On this map there are two areas circled in blue. They are the two areas where there are both places that have been identified by one writer or another as the Sabin tavern of the Gaspee gathering fame, said to be adjacent to the businesses and wharf of Arthur Fenner. Both of the two circled areas have items that make them likely candidates. The more northerly location, on the Market (aka Parade) was the main business area of Fenner. It had most of his warehouses and leased properties for stores of various sorts. It was in the center of social and business activities of the town and a good place for a tavern. The Market divided the residential population of the town into almost three equal pieces: north, south, and west of the Great Bridge.
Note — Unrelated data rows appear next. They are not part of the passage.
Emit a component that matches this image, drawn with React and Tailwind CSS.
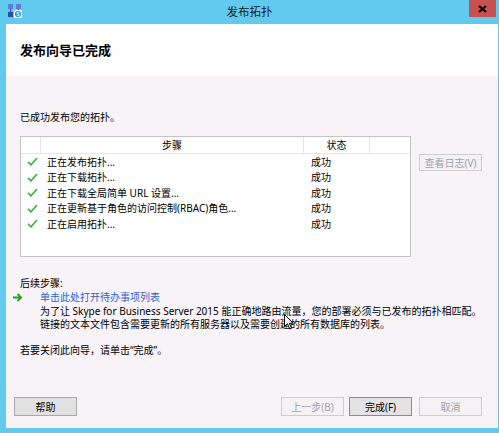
import React from 'react';

// 发布拓扑 wizard – final page
const steps = [
  '正在发布拓扑...',
  '正在下载拓扑...',
  '正在下载全局简单 URL 设置...',
  '正在更新基于角色的访问控制(RBAC)角色...',
  '正在启用拓扑...',
];

const font = { fontFamily: '"Noto Sans", "Noto Sans CJK SC", sans-serif' };

const Check = () => (
  <svg width="11" height="9" viewBox="0 0 11 9" className="block">
    <path d="M1 4.8 L4 7.8 L10 1" fill="none" stroke="#45b545" strokeWidth="1.8" />
  </svg>
);

const AppIcon = () => (
  <svg width="14" height="14" viewBox="0 0 14 14" className="block">
    <rect x="0" y="0" width="5" height="5" fill="#5b7fd6" />
    <rect x="8" y="0" width="5" height="5" fill="#5b7fd6" />
    <rect x="0" y="8" width="5" height="5" fill="#2a4fa8" />
    <path d="M2.5 5 V8 M10.5 5 V8" stroke="#2a4fa8" strokeWidth="1" />
    <rect x="6" y="6" width="8" height="8" rx="1.5" fill="#ffffff" />
    <circle cx="10" cy="10" r="3" fill="#1d8fd8" />
    <text x="10" y="12" fontSize="5" fill="#fff" textAnchor="middle" fontFamily="Liberation Sans, sans-serif" fontWeight="bold">S</text>
  </svg>
);

const Btn = ({ children, disabled, focused, className = '' }) => (
  <button
    className={`h-[19px] w-[63px] text-[10px] leading-none border ${
      disabled
        ? 'bg-[#f4f2f5] border-[#cfcdd0] text-[#a3a1a4]'
        : focused
        ? 'bg-[#e3e3e3] border-[#4a9be8] text-black'
        : 'bg-[#e1e1e1] border-[#a9a9a9] text-black'
    } ${className}`}
  >
    {children}
  </button>
);

export default function App() {
  return (
    <div className="w-[499px] h-[433px] bg-[#62c9ef] flex flex-col text-black" style={font}>
      {/* Title bar */}
      <div className="h-[24px] flex items-start relative">
        <div className="pl-[8px] pt-[4px]">
          <AppIcon />
        </div>
        <div className="absolute left-0 right-0 top-[4px] text-center text-[11.5px] leading-[16px] text-[#1a1a1a]">
          发布拓扑
        </div>
        <div className="ml-auto mr-[3px] w-[27px] h-[17px] bg-[#c75050] flex items-center justify-center">
          <svg width="9" height="8" viewBox="0 0 9 8">
            <path d="M1 1 L8 7 M8 1 L1 7" stroke="#000" strokeWidth="2" />
          </svg>
        </div>
      </div>

      {/* Dialog body */}
      <div className="flex-1 ml-[6px] mr-[1px] mb-[5px] flex flex-col bg-[#f7f3f7] relative">
        <div className="h-[52px] bg-white flex items-center pl-[14px]">
          <h1 className="text-[13px] font-bold leading-none">发布向导已完成</h1>
        </div>

        <div className="pl-[14px] pr-[16px] flex-1 flex flex-col">
          <p className="mt-[33px] text-[10px] leading-[16px]">已成功发布您的拓扑。</p>

          <div className="mt-[11px] flex items-start">
            {/* Table */}
            <div className="w-[391px] h-[121px] bg-white border border-[#c4c4c4] text-[10px]">
              <div className="flex h-[17px] border-b border-[#e4e4ea] leading-[16px]">
                <div className="w-[20px] border-r border-[#e4e4ea]" />
                <div className="w-[263px] border-r border-[#e4e4ea] text-center">步骤</div>
                <div className="w-[66px] border-r border-[#e4e4ea] text-center">状态</div>
                <div className="flex-1" />
              </div>
              {steps.map((s) => (
                <div key={s} className="flex items-center h-[15.5px] leading-none">
                  <div className="w-[21px] flex justify-center pl-[1px]">
                    <Check />
                  </div>
                  <div className="w-[263px] pl-[5px] whitespace-nowrap">{s}</div>
                  <div className="pl-[6px]">成功</div>
                </div>
              ))}
            </div>
            <Btn disabled className="ml-auto mt-[18px] !h-[17px]">查看日志(V)</Btn>
          </div>

          <div className="mt-[19px] text-[10px] leading-[14px]">
            <p>后续步骤:</p>
            <div className="flex items-center -ml-[7px]">
              <svg width="10" height="9" viewBox="0 0 10 9" className="block">
                <path d="M0 4.5 H7 M4.5 1 L8 4.5 L4.5 8" fill="none" stroke="#25a025" strokeWidth="2" />
              </svg>
              <span className="ml-[17px] text-[#2f5fc9]">单击此处打开待办事项列表</span>
            </div>
            <div className="pl-[20px] mt-[1px] leading-[13px] whitespace-nowrap">
              <p>为了让 Skype for Business Server 2015 能正确地路由流量，您的部署必须与已发布的拓扑相匹配。</p>
              <p>链接的文本文件包含需要更新的所有服务器以及需要创建的所有数据库的列表。</p>
            </div>
            <p className="mt-[12px]">若要关闭此向导，请单击“完成”。</p>
          </div>

          <div className="mt-auto mb-[12px] flex items-center -ml-[6px]">
            <Btn>帮助</Btn>
            <Btn disabled className="ml-auto">上一步(B)</Btn>
            <Btn focused className="ml-[5px]">完成(F)</Btn>
            <Btn disabled className="ml-[7px]">取消</Btn>
          </div>
        </div>

        {/* Mouse pointer */}
        <svg width="10" height="16" viewBox="0 0 10 16" className="absolute left-[278px] top-[290px]">
          <path d="M0.5 0.5 V12.5 L3.5 9.8 L5.8 15 L7.6 14.2 L5.3 9.2 H9 Z" fill="#fff" stroke="#000" strokeWidth="1" />
        </svg>
      </div>
    </div>
  );
}
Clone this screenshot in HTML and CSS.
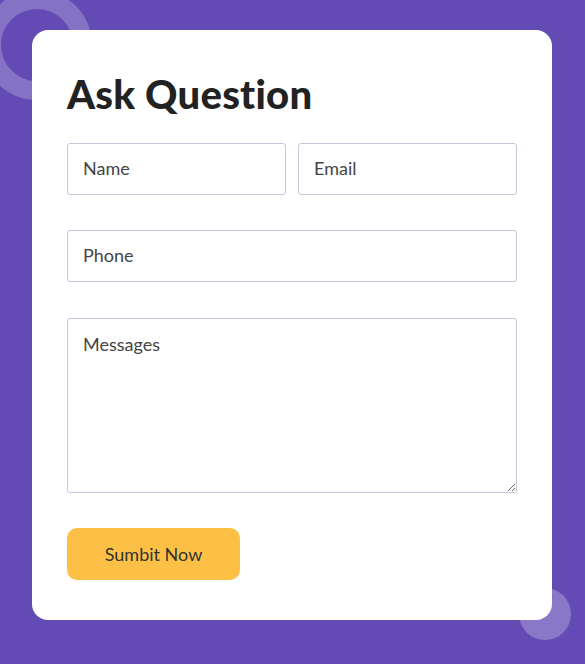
FILE: index.html
```html
<!DOCTYPE html>
<html lang="en">
<head>
<meta charset="utf-8">
<title>Ask Question</title>
<link rel="stylesheet" href="styles.css">
</head>
<body>
<div class="page">
  <span class="ring"></span>
  <span class="dot"></span>
  <form class="card">
    <h1 class="title">Ask Question</h1>
    <div class="row two">
      <input class="field" type="text" placeholder="Name">
      <input class="field" type="email" placeholder="Email">
    </div>
    <div class="row">
      <input class="field" type="text" placeholder="Phone">
    </div>
    <div class="row msg">
      <textarea class="field area" placeholder="Messages"></textarea>
    </div>
    <div class="row">
      <button class="btn" type="button">Sumbit Now</button>
    </div>
  </form>
</div>
</body>
</html>
```
FILE: styles.css
```css
* { box-sizing: border-box; }
html, body { margin: 0; padding: 0; }
body {
  background: #624bb4;
  font-family: Lato, "Open Sans", sans-serif;
  width: 585px;
  height: 664px;
  overflow: hidden;
}
.page {
  position: relative;
  width: 585px;
  height: 664px;
  padding: 30px 33px 0 32px;
}
.ring {
  position: absolute;
  left: -18px;
  top: -10px;
  width: 110px;
  height: 110px;
  border-radius: 50%;
  border: 19px solid rgba(255,255,255,0.22);
}
.dot {
  position: absolute;
  left: 519px;
  top: 588px;
  width: 52px;
  height: 52px;
  border-radius: 50%;
  background: rgba(255,255,255,0.25);
}
.card {
  position: relative;
  z-index: 1;
  background: #fff;
  border-radius: 16px;
  width: 520px;
  height: 590px;
  padding: 40px 35px 0 35px;
  display: flex;
  flex-direction: column;
  gap: 35px;
}
.title {
  margin: 0 0 -10px 0;
  font-size: 40px;
  line-height: 48px;
  font-weight: 900;
  letter-spacing: 0.25px;
  color: #222;
  font-variant-ligatures: none;
}
.row { display: flex; flex: none; }
.row.two { gap: 12px; }
.row.msg { margin-top: 1px; }
.field {
  flex: 1;
  min-width: 0;
  height: 52px;
  border: 1px solid #c9c6dc;
  border-radius: 3px;
  padding: 0 15px 2px 15px;
  font-family: Lato, sans-serif;
  font-size: 18px;
  color: #444;
  background: #fff;
  outline: none;
}
.field::placeholder { color: #444; opacity: 1; }
.area {
  display: block;
  height: 175px;
  padding: 14px 15px;
  resize: vertical;
}
.btn {
  width: 173px;
  height: 52px;
  border: none;
  border-radius: 10px;
  background: #fcc046;
  color: #333;
  font-family: Lato, sans-serif;
  font-size: 18px;
  cursor: pointer;
}
```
Trouble is, for those trying to locate the tavern by documents, the Sabins had another tavern, further south, rather out of the commercial and business activities of town, but also adjacent to a Fenner property and wharf. What it lacked in town center attractions, it probably made up for as being a place at which larger ships could be more easily landed.
On this map there are areas circled in red. They are Bucklin properties. The main Joseph Bucklin 4th property — at which he had a wharf, store, block makers shop (blocks are things used in hoisting sales) and a good house — is on the west side of the Great Bridge. The red circled area there also includes the house owned by the partnership of Bucklin and Donnison. Until after the Revolutionary War, the Weybosset Street Bridge was a drawbridge, allowing ships to move north of the bridge to the area known as the Great Salt Cove. Until the bridge was converted to a fixed bridge, the head of the harbor was on the North end of the Great Salt Cove.
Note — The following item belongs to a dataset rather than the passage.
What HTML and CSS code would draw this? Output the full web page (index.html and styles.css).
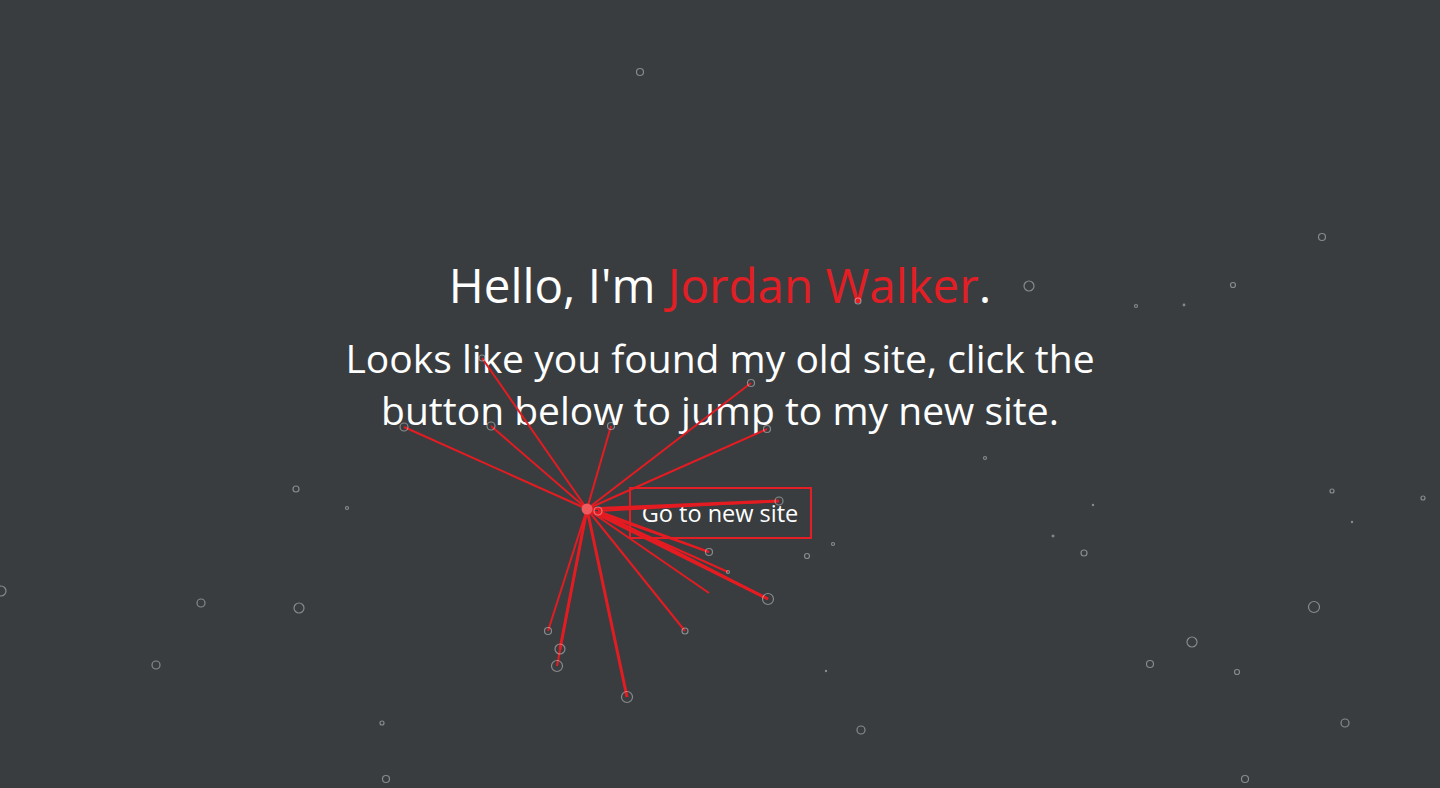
FILE: index.html
```html
<!DOCTYPE html>
<html lang="en">
<head>
<meta charset="utf-8">
<title>Jordan Walker</title>
<link rel="stylesheet" href="styles.css">
</head>
<body>
<main class="hero">
  <h1 class="title">Hello, I'm <span class="accent">Jordan Walker</span>.</h1>
  <p class="lead">Looks like you found my old site, click the<br>button below to jump to my new site.</p>
  <a class="btn" href="#">Go to new site</a>
</main>
<svg class="particles" width="1440" height="788" viewBox="0 0 1440 788" aria-hidden="true">
  <g class="links">
    <line x1="587" y1="509" x2="482" y2="358"/>
    <line x1="587" y1="509" x2="404" y2="427"/>
    <line x1="587" y1="509" x2="491" y2="426"/>
    <line x1="587" y1="509" x2="611" y2="426"/>
    <line x1="587" y1="509" x2="751" y2="383"/>
    <line x1="587" y1="509" x2="767" y2="429"/>
    <line class="thick" x1="587" y1="509" x2="779" y2="501"/>
    <line x1="587" y1="509" x2="709" y2="552"/>
    <line x1="587" y1="509" x2="728" y2="572"/>
    <line x1="587" y1="509" x2="709" y2="593"/>
    <line class="thick" x1="587" y1="509" x2="768" y2="599"/>
    <line x1="587" y1="509" x2="685" y2="631"/>
    <line x1="587" y1="509" x2="548" y2="631"/>
    <line class="thick" x1="587" y1="509" x2="560" y2="649"/>
    <line x1="587" y1="509" x2="557" y2="666"/>
    <line class="thick" x1="587" y1="509" x2="627" y2="697"/>
    <line x1="598" y1="511" x2="779" y2="501"/>
    <line x1="598" y1="511" x2="768" y2="599"/>
    <line x1="598" y1="511" x2="709" y2="552"/>
  </g>
  <g class="dots">
    <circle cx="640" cy="72" r="3.5"/>
    <circle cx="1322" cy="237" r="3.5"/>
    <circle cx="1029" cy="286" r="5"/>
    <circle cx="1233" cy="285" r="2.5"/>
    <circle cx="858" cy="301" r="3"/>
    <circle cx="1136" cy="306" r="1.5"/>
    <circle cx="1184" cy="305" r="0.8"/>
    <circle cx="985" cy="458" r="1.5"/>
    <circle cx="296" cy="489" r="3"/>
    <circle cx="347" cy="508" r="1.5"/>
    <circle cx="1332" cy="491" r="2"/>
    <circle cx="1423" cy="498" r="2"/>
    <circle cx="1093" cy="505" r="0.6"/>
    <circle cx="1053" cy="536" r="0.9"/>
    <circle cx="1084" cy="553" r="3"/>
    <circle cx="1352" cy="522" r="0.6"/>
    <circle cx="833" cy="544" r="1.5"/>
    <circle cx="807" cy="556" r="2.5"/>
    <circle cx="1" cy="591" r="5"/>
    <circle cx="201" cy="603" r="4"/>
    <circle cx="299" cy="608" r="5"/>
    <circle cx="1314" cy="607" r="5.5"/>
    <circle cx="1192" cy="642" r="5"/>
    <circle cx="156" cy="665" r="4"/>
    <circle cx="1150" cy="664" r="3.5"/>
    <circle cx="1237" cy="672" r="2.5"/>
    <circle cx="826" cy="671" r="0.6"/>
    <circle cx="382" cy="723" r="2"/>
    <circle cx="861" cy="730" r="4"/>
    <circle cx="1345" cy="723" r="4"/>
    <circle cx="386" cy="779" r="3.5"/>
    <circle cx="1245" cy="779" r="3.5"/>
    <circle cx="482" cy="358" r="3"/>
    <circle cx="404" cy="427" r="4"/>
    <circle cx="491" cy="426" r="4"/>
    <circle cx="611" cy="426" r="3.5"/>
    <circle cx="751" cy="383" r="3.5"/>
    <circle cx="767" cy="429" r="3.5"/>
    <circle cx="779" cy="501" r="4"/>
    <circle cx="598" cy="511" r="4"/>
    <circle cx="709" cy="552" r="3.5"/>
    <circle cx="728" cy="572" r="1.5"/>
    <circle cx="768" cy="599" r="5.5"/>
    <circle cx="685" cy="631" r="3"/>
    <circle cx="548" cy="631" r="3.5"/>
    <circle cx="560" cy="649" r="5"/>
    <circle cx="557" cy="666" r="5.5"/>
    <circle cx="627" cy="697" r="5.5"/>
  </g>
  <circle class="hub" cx="587" cy="509" r="5.5"/>
</svg>
</body>
</html>
```
FILE: styles.css
```css
html, body {
  margin: 0;
  padding: 0;
  height: 100%;
}

body {
  background: #393d40;
  color: #ffffff;
  font-family: "Open Sans", "Noto Sans", sans-serif;
  overflow: hidden;
}

.hero {
  min-height: 100vh;
  box-sizing: border-box;
  display: flex;
  flex-direction: column;
  align-items: center;
  justify-content: flex-start;
  padding-top: 257px;
  text-align: center;
}

.title {
  margin: 0;
  font-size: 47.5px;
  font-weight: 400;
  line-height: 56px;
}

.accent {
  color: #e31e24;
}

.lead {
  margin: 19px 0 0;
  font-size: 39px;
  font-weight: 400;
  line-height: 52px;
}

.btn {
  margin-top: 51px;
  display: inline-block;
  box-sizing: border-box;
  width: 183px;
  height: 52px;
  padding: 12px 0;
  border: 2px solid #e31e24;
  color: #ffffff;
  text-decoration: none;
  font-size: 23.5px;
  line-height: 24px;
  white-space: nowrap;
}

.particles {
  position: absolute;
  top: 0;
  left: 0;
  pointer-events: none;
}

.links line {
  stroke: #e41c22;
  stroke-width: 2;
}

.links line.thick {
  stroke-width: 3;
}

.dots circle {
  fill: none;
  stroke: rgba(255, 255, 255, 0.4);
  stroke-width: 1.2;
}

.hub {
  fill: #ef5a5f;
}
```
“Store” is the term applied to the sort of building that merchant shipowners had. At the conclusion of a voyage, the merchandise obtained on the trip was put into a building (the store) and then sold from there. There still exists a 1784 store building of Christopher Sheldon, which gives us an idea of what sort of building the merchant ship owners of Providence had. Bucklin’s store may have looked something like that of Sheldon. Follow this link to the Historic American Building Survey/Historic American Engineering Record at the Library of Congress. http://memory.loc.gov/ammem/mdbquery.html Click on the link and in the resulting Search block, enter “Christopher Sheldon” (not case sensitive) and proceed from there by clicking on the “2 b&w photos” icon for the photos and the “5 data pages” icon for a good description (use the “NEXT DATA PAGE” link resulting from the “5 data pages” and/or for a (very) brief summary, click on the “Supplemental Material” link.
The partnership of Bucklin and Donnison also owned another wharf and some sort of building on the river at the far south end of town, out of the area shown on this map.
A second red circled area relates a two-storied house of wood, two doors above the Court House, owned in 1759 by Jonathan Bucklin and then operated as a tavern. Before 1770, Jonathan sold it to Richard Olney, who also operated a tavern there. Richard Olney operated the inn under a sign of the “Crown,”. The Town Council occasionally met there.
At the bottom of the map, there is a red circled area about a note indicating that a little south of the area covered by the map, on the river, was the wharf, shop, barn, and house of Capt. Daniel Bucklin, who made a good living during the Revolution, with his own ship, as a privateer.
On this map there are areas circled in yellow. They are locations where persons involved in the Gaspee affair lived or worked.
Additional notes and links of interest
List of the persons having property in 1770 in the compact part of Providence.
Chace map of the area west of the Great Bridge, as it was in 1770.
The Chace map of the highways of the Providence city area in 1770 shows bridges at Central Street and at India Point. We have great faith in the scholarship of Chace and his research. You might be aware that the 1777 military map of Blaskowitz does not show those two bridge that Chace shows.
We have done independent research (at the request of the government researcher tasked with identifying the route used by the French in leaving Newport and going to the battle at Yorktown). Chace is right. The records of the colony show the existence of those two bridges by 1770. Blaskowitz was remiss in not showing on his map for English military movements those bridges, which were not only to ship movement of troops but also an aid to troop movements over the Seekonk River.